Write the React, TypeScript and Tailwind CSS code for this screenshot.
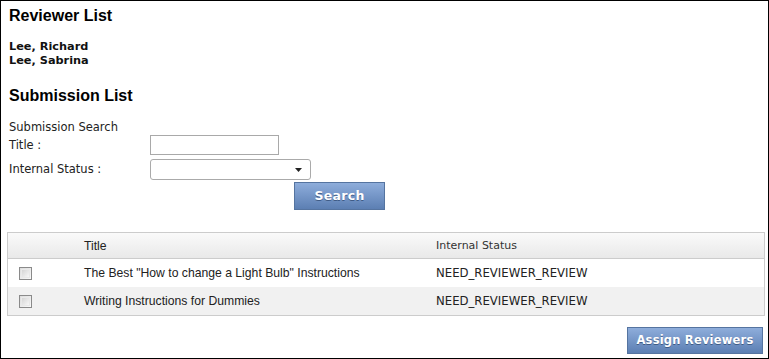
export default function App() {
  const reviewers = ['Lee, Richard', 'Lee, Sabrina'];
  const submissions = [
    { title: 'The Best "How to change a Light Bulb" Instructions', status: 'NEED_REVIEWER_REVIEW' },
    { title: 'Writing Instructions for Dummies', status: 'NEED_REVIEWER_REVIEW' },
  ];

  return (
    <div className="w-[769px] h-[359px] border border-black bg-white text-black overflow-hidden">
      {/* reviewers */}
      <div className="pl-2 pt-[6px]">
        <h2 className="font-['Liberation_Sans',Arial,sans-serif] font-bold text-[16px] leading-[18px]">Reviewer List</h2>
        <div className="mt-[15px] font-['DejaVu_Sans',Verdana,sans-serif] font-bold text-[11.3px] leading-[14px] text-[#111]">
          {reviewers.map(r => (
            <div key={r}>{r}</div>
          ))}
        </div>
        <h2 className="mt-[19px] font-['Liberation_Sans',Arial,sans-serif] font-bold text-[16px] leading-[18px]">Submission List</h2>
      </div>

      {/* search form */}
      <div className="pl-2 mt-[15px] font-['DejaVu_Sans',Verdana,sans-serif] text-[11.5px] text-[#222]">
        <div className="leading-[14px]">Submission Search</div>
        <div className="flex items-center mt-[1px] h-[20px]">
          <span className="w-[141px] pt-[1px]">Title :</span>
          <input type="text" className="w-[129px] h-[20px] border border-[#a9a9a9] bg-white outline-none" />
        </div>
        <div className="flex items-center mt-[4px] h-[21px]">
          <span className="w-[141px]">Internal Status :</span>
          <div className="w-[161px] h-[21px] border border-[#aaa] rounded-[3px] bg-white flex items-center justify-end pr-[8px]">
            <svg width="7" height="4" viewBox="0 0 7 4"><path d="M0 0h7L3.5 4z" fill="#222" /></svg>
          </div>
        </div>
        <button className="ml-[285px] mt-[2px] w-[91px] h-[28px] border border-[#5574a0] bg-gradient-to-b from-[#8eaddb] to-[#5c7fb3] text-white font-bold text-[12.5px] tracking-[0.3px] [text-shadow:0_1px_0_#3e5b86]">
          Search
        </button>
      </div>

      {/* table */}
      <div className="ml-[6px] mr-[3px] mt-[22px] border border-[#ccc] font-['Liberation_Sans',Arial,sans-serif] text-[12.2px] text-[#222]">
        <div className="flex items-center h-[26px] pt-[2px] bg-gradient-to-b from-[#fafafa] to-[#e9e9e9] border-b border-[#ccc]">
          <span className="w-[76px]" />
          <span className="w-[352px]">Title</span>
          <span className="font-['DejaVu_Sans',Verdana,sans-serif] text-[11px] text-[#333]">Internal Status</span>
        </div>
        {submissions.map((s, i) => (
          <div key={i} className={`flex items-center h-[28px] ${i % 2 === 1 ? 'bg-[#f1f1f1]' : 'bg-white'}`}>
            <span className="w-[76px] pl-[11px] flex items-center">
              <span className="w-[13px] h-[13px] border border-[#8a8a8a] bg-gradient-to-br from-[#dcdcdc] to-[#fafafa] p-[1px]">
                <span className="block w-full h-full border border-[#e9e9e9] bg-gradient-to-br from-[#d5d5d5] to-[#f7f7f7]" />
              </span>
            </span>
            <span className="w-[352px] pt-[1px]">{s.title}</span>
            <span className="pt-[1px] font-['DejaVu_Sans',Verdana,sans-serif] text-[11.7px]">{s.status}</span>
          </div>
        ))}
      </div>

      <div className="flex justify-end mr-[5px] mt-[11px]">
        <button className="w-[136px] h-[27px] border border-[#5574a0] bg-gradient-to-b from-[#8eaddb] to-[#5c7fb3] text-white font-['DejaVu_Sans',Verdana,sans-serif] font-bold text-[11.5px] tracking-[0.2px] [text-shadow:0_1px_0_#3e5b86]">
          Assign Reviewers
        </button>
      </div>
    </div>
  );
}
=-=-=-=-=
- Aim -
Write out the listing above exactly as it stands, pictures excluded.

- Output -
Write the React, TypeScript and Tailwind CSS code for this screenshot.
export default function App() {
  const reviewers = ['Lee, Richard', 'Lee, Sabrina'];
  const submissions = [
    { title: 'The Best "How to change a Light Bulb" Instructions', status: 'NEED_REVIEWER_REVIEW' },
    { title: 'Writing Instructions for Dummies', status: 'NEED_REVIEWER_REVIEW' },
  ];

  return (
    <div className="w-[769px] h-[359px] border border-black bg-white text-black overflow-hidden">
      {/* reviewers */}
      <div className="pl-2 pt-[6px]">
        <h2 className="font-['Liberation_Sans',Arial,sans-serif] font-bold text-[16px] leading-[18px]">Reviewer List</h2>
        <div className="mt-[15px] font-['DejaVu_Sans',Verdana,sans-serif] font-bold text-[11.3px] leading-[14px] text-[#111]">
          {reviewers.map(r => (
            <div key={r}>{r}</div>
          ))}
        </div>
        <h2 className="mt-[19px] font-['Liberation_Sans',Arial,sans-serif] font-bold text-[16px] leading-[18px]">Submission List</h2>
      </div>

      {/* search form */}
      <div className="pl-2 mt-[15px] font-['DejaVu_Sans',Verdana,sans-serif] text-[11.5px] text-[#222]">
        <div className="leading-[14px]">Submission Search</div>
        <div className="flex items-center mt-[1px] h-[20px]">
          <span className="w-[141px] pt-[1px]">Title :</span>
          <input type="text" className="w-[129px] h-[20px] border border-[#a9a9a9] bg-white outline-none" />
        </div>
        <div className="flex items-center mt-[4px] h-[21px]">
          <span className="w-[141px]">Internal Status :</span>
          <div className="w-[161px] h-[21px] border border-[#aaa] rounded-[3px] bg-white flex items-center justify-end pr-[8px]">
            <svg width="7" height="4" viewBox="0 0 7 4"><path d="M0 0h7L3.5 4z" fill="#222" /></svg>
          </div>
        </div>
        <button className="ml-[285px] mt-[2px] w-[91px] h-[28px] border border-[#5574a0] bg-gradient-to-b from-[#8eaddb] to-[#5c7fb3] text-white font-bold text-[12.5px] tracking-[0.3px] [text-shadow:0_1px_0_#3e5b86]">
          Search
        </button>
      </div>

      {/* table */}
      <div className="ml-[6px] mr-[3px] mt-[22px] border border-[#ccc] font-['Liberation_Sans',Arial,sans-serif] text-[12.2px] text-[#222]">
        <div className="flex items-center h-[26px] pt-[2px] bg-gradient-to-b from-[#fafafa] to-[#e9e9e9] border-b border-[#ccc]">
          <span className="w-[76px]" />
          <span className="w-[352px]">Title</span>
          <span className="font-['DejaVu_Sans',Verdana,sans-serif] text-[11px] text-[#333]">Internal Status</span>
        </div>
        {submissions.map((s, i) => (
          <div key={i} className={`flex items-center h-[28px] ${i % 2 === 1 ? 'bg-[#f1f1f1]' : 'bg-white'}`}>
            <span className="w-[76px] pl-[11px] flex items-center">
              <span className="w-[13px] h-[13px] border border-[#8a8a8a] bg-gradient-to-br from-[#dcdcdc] to-[#fafafa] p-[1px]">
                <span className="block w-full h-full border border-[#e9e9e9] bg-gradient-to-br from-[#d5d5d5] to-[#f7f7f7]" />
              </span>
            </span>
            <span className="w-[352px] pt-[1px]">{s.title}</span>
            <span className="pt-[1px] font-['DejaVu_Sans',Verdana,sans-serif] text-[11.7px]">{s.status}</span>
          </div>
        ))}
      </div>

      <div className="flex justify-end mr-[5px] mt-[11px]">
        <button className="w-[136px] h-[27px] border border-[#5574a0] bg-gradient-to-b from-[#8eaddb] to-[#5c7fb3] text-white font-['DejaVu_Sans',Verdana,sans-serif] font-bold text-[11.5px] tracking-[0.2px] [text-shadow:0_1px_0_#3e5b86]">
          Assign Reviewers
        </button>
      </div>
    </div>
  );
}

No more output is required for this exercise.